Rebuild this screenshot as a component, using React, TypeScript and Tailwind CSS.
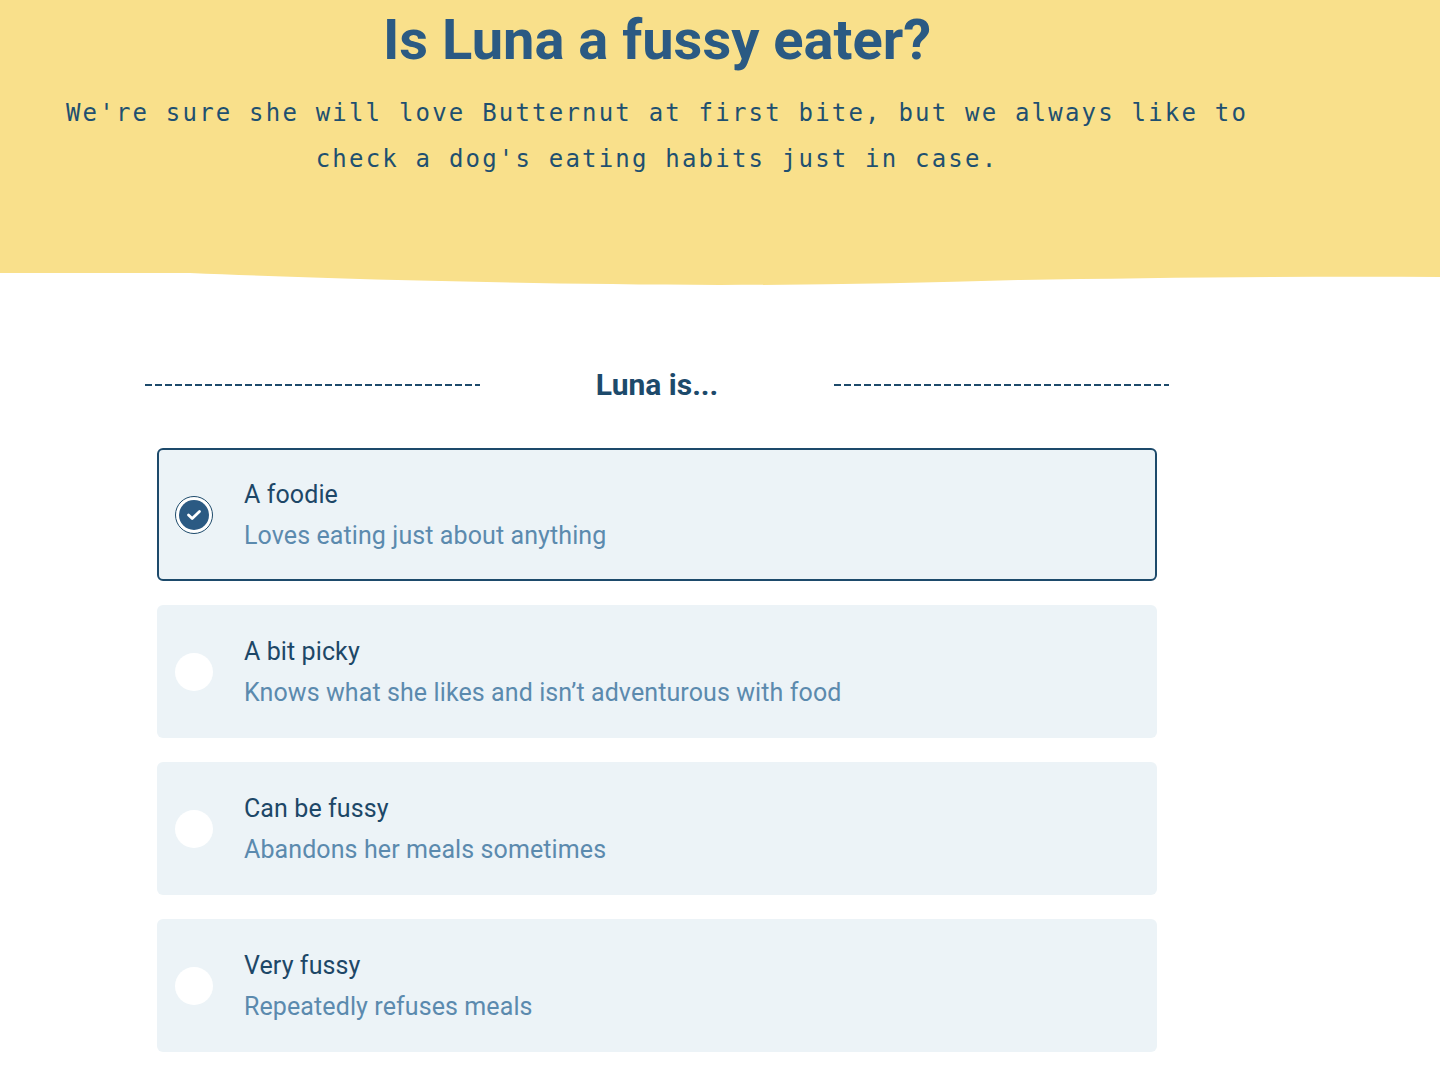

==

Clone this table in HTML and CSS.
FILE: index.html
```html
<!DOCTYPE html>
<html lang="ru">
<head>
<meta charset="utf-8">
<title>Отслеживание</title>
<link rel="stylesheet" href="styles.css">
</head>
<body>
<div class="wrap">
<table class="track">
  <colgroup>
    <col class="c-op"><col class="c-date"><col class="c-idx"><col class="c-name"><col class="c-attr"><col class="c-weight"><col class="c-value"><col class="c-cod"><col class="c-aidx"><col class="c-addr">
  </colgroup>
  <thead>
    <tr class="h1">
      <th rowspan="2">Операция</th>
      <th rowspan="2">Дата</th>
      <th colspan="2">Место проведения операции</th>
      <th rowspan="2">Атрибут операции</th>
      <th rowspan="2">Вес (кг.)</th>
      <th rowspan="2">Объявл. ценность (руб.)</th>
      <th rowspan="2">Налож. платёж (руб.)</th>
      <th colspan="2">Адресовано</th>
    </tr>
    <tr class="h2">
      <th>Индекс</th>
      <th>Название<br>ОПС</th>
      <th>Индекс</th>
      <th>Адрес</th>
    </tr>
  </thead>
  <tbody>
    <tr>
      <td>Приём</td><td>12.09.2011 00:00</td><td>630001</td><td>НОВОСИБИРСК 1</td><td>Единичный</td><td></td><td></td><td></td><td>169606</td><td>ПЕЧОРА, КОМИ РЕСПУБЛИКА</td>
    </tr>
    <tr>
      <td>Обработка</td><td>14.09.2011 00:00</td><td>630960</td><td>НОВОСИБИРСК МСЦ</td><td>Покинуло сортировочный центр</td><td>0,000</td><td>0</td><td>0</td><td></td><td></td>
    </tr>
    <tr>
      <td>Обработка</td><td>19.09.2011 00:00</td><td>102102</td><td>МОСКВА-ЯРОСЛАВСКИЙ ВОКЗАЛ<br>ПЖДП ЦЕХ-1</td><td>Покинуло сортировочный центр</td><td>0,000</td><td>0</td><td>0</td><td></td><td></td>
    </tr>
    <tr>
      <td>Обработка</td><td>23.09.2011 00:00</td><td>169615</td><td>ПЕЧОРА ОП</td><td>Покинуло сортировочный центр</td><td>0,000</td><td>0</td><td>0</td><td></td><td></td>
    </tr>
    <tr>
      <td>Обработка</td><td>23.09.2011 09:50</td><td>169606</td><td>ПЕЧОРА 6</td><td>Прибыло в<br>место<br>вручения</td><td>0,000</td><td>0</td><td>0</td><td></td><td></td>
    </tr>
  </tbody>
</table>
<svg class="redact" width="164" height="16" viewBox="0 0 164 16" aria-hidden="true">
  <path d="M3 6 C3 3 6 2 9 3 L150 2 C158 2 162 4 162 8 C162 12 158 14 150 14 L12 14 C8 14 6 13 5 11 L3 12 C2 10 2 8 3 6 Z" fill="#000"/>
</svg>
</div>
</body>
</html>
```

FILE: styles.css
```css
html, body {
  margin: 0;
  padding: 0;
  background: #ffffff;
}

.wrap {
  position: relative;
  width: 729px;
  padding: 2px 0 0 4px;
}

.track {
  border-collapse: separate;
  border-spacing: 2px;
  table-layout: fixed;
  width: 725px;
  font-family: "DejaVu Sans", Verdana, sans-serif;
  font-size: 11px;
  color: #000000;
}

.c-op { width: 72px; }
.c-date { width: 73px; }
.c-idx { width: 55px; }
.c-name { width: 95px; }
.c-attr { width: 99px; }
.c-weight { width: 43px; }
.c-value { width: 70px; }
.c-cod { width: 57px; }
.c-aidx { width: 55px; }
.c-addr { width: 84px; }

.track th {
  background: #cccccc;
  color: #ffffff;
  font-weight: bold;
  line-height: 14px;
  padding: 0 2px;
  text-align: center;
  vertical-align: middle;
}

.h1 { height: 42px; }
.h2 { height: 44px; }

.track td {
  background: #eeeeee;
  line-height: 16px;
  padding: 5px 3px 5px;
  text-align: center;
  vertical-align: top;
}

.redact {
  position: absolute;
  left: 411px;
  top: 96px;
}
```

==

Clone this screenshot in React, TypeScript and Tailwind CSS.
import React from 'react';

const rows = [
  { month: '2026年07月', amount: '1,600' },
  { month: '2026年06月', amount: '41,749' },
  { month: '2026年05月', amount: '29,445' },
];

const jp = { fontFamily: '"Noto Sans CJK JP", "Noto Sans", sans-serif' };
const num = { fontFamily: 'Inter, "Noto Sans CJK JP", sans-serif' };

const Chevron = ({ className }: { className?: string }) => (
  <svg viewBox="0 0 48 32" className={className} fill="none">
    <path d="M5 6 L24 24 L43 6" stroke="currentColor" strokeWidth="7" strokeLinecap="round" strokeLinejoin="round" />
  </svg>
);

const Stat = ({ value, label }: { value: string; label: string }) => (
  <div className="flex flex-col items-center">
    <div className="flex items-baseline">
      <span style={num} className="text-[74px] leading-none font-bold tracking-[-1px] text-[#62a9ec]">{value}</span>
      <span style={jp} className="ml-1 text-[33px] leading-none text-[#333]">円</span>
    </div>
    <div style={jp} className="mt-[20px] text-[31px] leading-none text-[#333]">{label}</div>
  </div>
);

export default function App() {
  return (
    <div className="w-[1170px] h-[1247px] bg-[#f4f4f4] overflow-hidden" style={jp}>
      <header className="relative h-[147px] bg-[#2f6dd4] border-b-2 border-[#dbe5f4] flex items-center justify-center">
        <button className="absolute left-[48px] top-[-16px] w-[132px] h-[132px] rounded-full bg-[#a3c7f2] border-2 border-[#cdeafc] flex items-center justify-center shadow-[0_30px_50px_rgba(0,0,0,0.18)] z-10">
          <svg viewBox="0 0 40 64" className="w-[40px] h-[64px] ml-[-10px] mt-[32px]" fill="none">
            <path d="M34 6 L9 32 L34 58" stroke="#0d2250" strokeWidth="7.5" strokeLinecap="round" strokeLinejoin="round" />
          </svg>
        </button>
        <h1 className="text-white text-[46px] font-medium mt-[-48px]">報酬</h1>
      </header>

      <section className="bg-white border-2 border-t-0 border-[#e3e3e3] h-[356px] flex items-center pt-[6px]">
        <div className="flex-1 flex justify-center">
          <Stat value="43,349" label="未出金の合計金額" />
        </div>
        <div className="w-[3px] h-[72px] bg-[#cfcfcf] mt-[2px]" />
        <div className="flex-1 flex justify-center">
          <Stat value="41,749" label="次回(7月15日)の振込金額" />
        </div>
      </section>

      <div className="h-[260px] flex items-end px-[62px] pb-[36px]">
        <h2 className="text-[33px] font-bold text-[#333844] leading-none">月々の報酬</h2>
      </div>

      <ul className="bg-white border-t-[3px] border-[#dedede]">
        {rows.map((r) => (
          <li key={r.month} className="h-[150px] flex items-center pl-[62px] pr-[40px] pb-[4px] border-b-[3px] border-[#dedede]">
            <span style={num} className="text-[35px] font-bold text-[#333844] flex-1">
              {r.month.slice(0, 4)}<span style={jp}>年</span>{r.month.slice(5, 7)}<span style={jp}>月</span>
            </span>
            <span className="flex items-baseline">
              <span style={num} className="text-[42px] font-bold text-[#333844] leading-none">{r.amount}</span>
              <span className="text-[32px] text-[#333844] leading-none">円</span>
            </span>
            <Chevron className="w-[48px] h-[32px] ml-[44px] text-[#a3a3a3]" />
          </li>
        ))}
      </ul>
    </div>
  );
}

> _Brief_: From the entries above, collect every line with the string "Tailwind" in it.

> _The solution_:
Rebuild this screenshot as a component, using React, TypeScript and Tailwind CSS.
Clone this screenshot in React, TypeScript and Tailwind CSS.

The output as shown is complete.